▶ **Challenge**:
Strip the pictures and reproduce the rest of the listing exactly.
===== Given material
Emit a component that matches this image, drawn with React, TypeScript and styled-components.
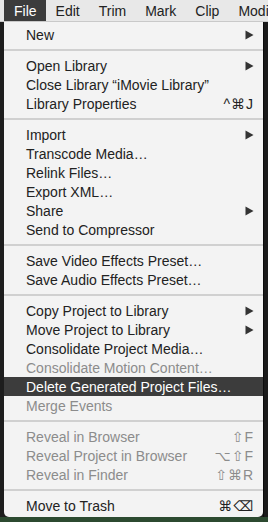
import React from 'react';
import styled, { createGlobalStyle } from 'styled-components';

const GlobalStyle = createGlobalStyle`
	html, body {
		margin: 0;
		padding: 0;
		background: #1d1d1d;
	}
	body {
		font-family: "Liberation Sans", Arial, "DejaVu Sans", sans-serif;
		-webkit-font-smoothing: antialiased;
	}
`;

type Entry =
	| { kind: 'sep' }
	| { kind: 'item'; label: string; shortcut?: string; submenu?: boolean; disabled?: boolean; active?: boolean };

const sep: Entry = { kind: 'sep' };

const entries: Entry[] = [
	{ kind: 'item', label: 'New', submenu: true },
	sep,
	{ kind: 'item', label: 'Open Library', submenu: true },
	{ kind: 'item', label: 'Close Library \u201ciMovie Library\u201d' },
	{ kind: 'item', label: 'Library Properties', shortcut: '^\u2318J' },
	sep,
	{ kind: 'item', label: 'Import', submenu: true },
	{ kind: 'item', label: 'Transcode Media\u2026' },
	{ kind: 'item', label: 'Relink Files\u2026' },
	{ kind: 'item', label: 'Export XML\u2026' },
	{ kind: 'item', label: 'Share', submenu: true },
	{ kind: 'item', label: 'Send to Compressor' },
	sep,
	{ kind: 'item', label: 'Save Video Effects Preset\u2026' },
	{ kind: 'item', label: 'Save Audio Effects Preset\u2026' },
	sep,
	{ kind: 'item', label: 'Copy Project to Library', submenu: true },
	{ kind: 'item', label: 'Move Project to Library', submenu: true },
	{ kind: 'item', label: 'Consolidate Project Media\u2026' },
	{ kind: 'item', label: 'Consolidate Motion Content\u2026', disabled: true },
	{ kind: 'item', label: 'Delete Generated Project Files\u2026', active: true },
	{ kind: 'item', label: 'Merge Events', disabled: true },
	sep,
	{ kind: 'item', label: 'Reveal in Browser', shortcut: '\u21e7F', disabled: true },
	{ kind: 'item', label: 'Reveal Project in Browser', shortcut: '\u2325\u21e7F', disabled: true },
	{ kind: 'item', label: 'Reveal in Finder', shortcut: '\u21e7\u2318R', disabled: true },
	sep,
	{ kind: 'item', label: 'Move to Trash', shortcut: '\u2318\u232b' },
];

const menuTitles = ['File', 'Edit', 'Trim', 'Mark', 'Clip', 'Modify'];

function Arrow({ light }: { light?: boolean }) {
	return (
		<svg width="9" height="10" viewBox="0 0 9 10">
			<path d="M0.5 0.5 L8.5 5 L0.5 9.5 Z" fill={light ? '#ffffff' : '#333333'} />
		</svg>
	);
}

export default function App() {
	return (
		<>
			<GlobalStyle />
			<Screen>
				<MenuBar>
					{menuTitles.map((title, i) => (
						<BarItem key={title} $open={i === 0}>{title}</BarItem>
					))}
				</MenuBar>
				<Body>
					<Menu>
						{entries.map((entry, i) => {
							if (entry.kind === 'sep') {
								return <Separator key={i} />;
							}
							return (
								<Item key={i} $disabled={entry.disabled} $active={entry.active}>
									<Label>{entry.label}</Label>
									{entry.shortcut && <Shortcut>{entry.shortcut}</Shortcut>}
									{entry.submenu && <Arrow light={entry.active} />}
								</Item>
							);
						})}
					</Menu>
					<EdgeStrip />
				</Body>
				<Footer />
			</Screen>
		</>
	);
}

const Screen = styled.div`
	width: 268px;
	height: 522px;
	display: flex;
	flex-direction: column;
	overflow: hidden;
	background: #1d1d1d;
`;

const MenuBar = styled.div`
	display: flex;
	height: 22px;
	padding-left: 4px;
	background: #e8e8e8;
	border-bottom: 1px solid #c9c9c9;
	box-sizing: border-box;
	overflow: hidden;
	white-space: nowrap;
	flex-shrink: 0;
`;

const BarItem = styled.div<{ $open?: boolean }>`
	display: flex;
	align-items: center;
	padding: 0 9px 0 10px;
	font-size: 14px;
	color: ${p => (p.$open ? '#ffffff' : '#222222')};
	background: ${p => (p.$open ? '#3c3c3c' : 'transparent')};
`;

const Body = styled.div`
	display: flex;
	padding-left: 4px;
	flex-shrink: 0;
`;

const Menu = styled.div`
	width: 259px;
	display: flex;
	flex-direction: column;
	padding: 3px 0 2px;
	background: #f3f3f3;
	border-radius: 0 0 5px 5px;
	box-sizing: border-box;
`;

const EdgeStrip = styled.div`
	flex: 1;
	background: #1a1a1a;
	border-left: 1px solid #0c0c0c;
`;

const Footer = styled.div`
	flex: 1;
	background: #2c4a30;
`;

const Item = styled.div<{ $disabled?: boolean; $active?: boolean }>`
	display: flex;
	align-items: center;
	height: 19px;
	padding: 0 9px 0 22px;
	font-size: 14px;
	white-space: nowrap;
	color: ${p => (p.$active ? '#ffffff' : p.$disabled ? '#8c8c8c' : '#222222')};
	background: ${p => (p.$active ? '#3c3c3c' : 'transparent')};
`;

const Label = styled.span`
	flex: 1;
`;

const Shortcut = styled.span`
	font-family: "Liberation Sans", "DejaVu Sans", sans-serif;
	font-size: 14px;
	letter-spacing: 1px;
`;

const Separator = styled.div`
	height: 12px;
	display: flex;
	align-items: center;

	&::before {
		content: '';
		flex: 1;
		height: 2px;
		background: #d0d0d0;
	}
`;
==========
▶ **Result**:
Emit a component that matches this image, drawn with React, TypeScript and styled-components.
import React from 'react';
import styled, { createGlobalStyle } from 'styled-components';

const GlobalStyle = createGlobalStyle`
	html, body {
		margin: 0;
		padding: 0;
		background: #1d1d1d;
	}
	body {
		font-family: "Liberation Sans", Arial, "DejaVu Sans", sans-serif;
		-webkit-font-smoothing: antialiased;
	}
`;

type Entry =
	| { kind: 'sep' }
	| { kind: 'item'; label: string; shortcut?: string; submenu?: boolean; disabled?: boolean; active?: boolean };

const sep: Entry = { kind: 'sep' };

const entries: Entry[] = [
	{ kind: 'item', label: 'New', submenu: true },
	sep,
	{ kind: 'item', label: 'Open Library', submenu: true },
	{ kind: 'item', label: 'Close Library \u201ciMovie Library\u201d' },
	{ kind: 'item', label: 'Library Properties', shortcut: '^\u2318J' },
	sep,
	{ kind: 'item', label: 'Import', submenu: true },
	{ kind: 'item', label: 'Transcode Media\u2026' },
	{ kind: 'item', label: 'Relink Files\u2026' },
	{ kind: 'item', label: 'Export XML\u2026' },
	{ kind: 'item', label: 'Share', submenu: true },
	{ kind: 'item', label: 'Send to Compressor' },
	sep,
	{ kind: 'item', label: 'Save Video Effects Preset\u2026' },
	{ kind: 'item', label: 'Save Audio Effects Preset\u2026' },
	sep,
	{ kind: 'item', label: 'Copy Project to Library', submenu: true },
	{ kind: 'item', label: 'Move Project to Library', submenu: true },
	{ kind: 'item', label: 'Consolidate Project Media\u2026' },
	{ kind: 'item', label: 'Consolidate Motion Content\u2026', disabled: true },
	{ kind: 'item', label: 'Delete Generated Project Files\u2026', active: true },
	{ kind: 'item', label: 'Merge Events', disabled: true },
	sep,
	{ kind: 'item', label: 'Reveal in Browser', shortcut: '\u21e7F', disabled: true },
	{ kind: 'item', label: 'Reveal Project in Browser', shortcut: '\u2325\u21e7F', disabled: true },
	{ kind: 'item', label: 'Reveal in Finder', shortcut: '\u21e7\u2318R', disabled: true },
	sep,
	{ kind: 'item', label: 'Move to Trash', shortcut: '\u2318\u232b' },
];

const menuTitles = ['File', 'Edit', 'Trim', 'Mark', 'Clip', 'Modify'];

function Arrow({ light }: { light?: boolean }) {
	return (
		<svg width="9" height="10" viewBox="0 0 9 10">
			<path d="M0.5 0.5 L8.5 5 L0.5 9.5 Z" fill={light ? '#ffffff' : '#333333'} />
		</svg>
	);
}

export default function App() {
	return (
		<>
			<GlobalStyle />
			<Screen>
				<MenuBar>
					{menuTitles.map((title, i) => (
						<BarItem key={title} $open={i === 0}>{title}</BarItem>
					))}
				</MenuBar>
				<Body>
					<Menu>
						{entries.map((entry, i) => {
							if (entry.kind === 'sep') {
								return <Separator key={i} />;
							}
							return (
								<Item key={i} $disabled={entry.disabled} $active={entry.active}>
									<Label>{entry.label}</Label>
									{entry.shortcut && <Shortcut>{entry.shortcut}</Shortcut>}
									{entry.submenu && <Arrow light={entry.active} />}
								</Item>
							);
						})}
					</Menu>
					<EdgeStrip />
				</Body>
				<Footer />
			</Screen>
		</>
	);
}

const Screen = styled.div`
	width: 268px;
	height: 522px;
	display: flex;
	flex-direction: column;
	overflow: hidden;
	background: #1d1d1d;
`;

const MenuBar = styled.div`
	display: flex;
	height: 22px;
	padding-left: 4px;
	background: #e8e8e8;
	border-bottom: 1px solid #c9c9c9;
	box-sizing: border-box;
	overflow: hidden;
	white-space: nowrap;
	flex-shrink: 0;
`;

const BarItem = styled.div<{ $open?: boolean }>`
	display: flex;
	align-items: center;
	padding: 0 9px 0 10px;
	font-size: 14px;
	color: ${p => (p.$open ? '#ffffff' : '#222222')};
	background: ${p => (p.$open ? '#3c3c3c' : 'transparent')};
`;

const Body = styled.div`
	display: flex;
	padding-left: 4px;
	flex-shrink: 0;
`;

const Menu = styled.div`
	width: 259px;
	display: flex;
	flex-direction: column;
	padding: 3px 0 2px;
	background: #f3f3f3;
	border-radius: 0 0 5px 5px;
	box-sizing: border-box;
`;

const EdgeStrip = styled.div`
	flex: 1;
	background: #1a1a1a;
	border-left: 1px solid #0c0c0c;
`;

const Footer = styled.div`
	flex: 1;
	background: #2c4a30;
`;

const Item = styled.div<{ $disabled?: boolean; $active?: boolean }>`
	display: flex;
	align-items: center;
	height: 19px;
	padding: 0 9px 0 22px;
	font-size: 14px;
	white-space: nowrap;
	color: ${p => (p.$active ? '#ffffff' : p.$disabled ? '#8c8c8c' : '#222222')};
	background: ${p => (p.$active ? '#3c3c3c' : 'transparent')};
`;

const Label = styled.span`
	flex: 1;
`;

const Shortcut = styled.span`
	font-family: "Liberation Sans", "DejaVu Sans", sans-serif;
	font-size: 14px;
	letter-spacing: 1px;
`;

const Separator = styled.div`
	height: 12px;
	display: flex;
	align-items: center;

	&::before {
		content: '';
		flex: 1;
		height: 2px;
		background: #d0d0d0;
	}
`;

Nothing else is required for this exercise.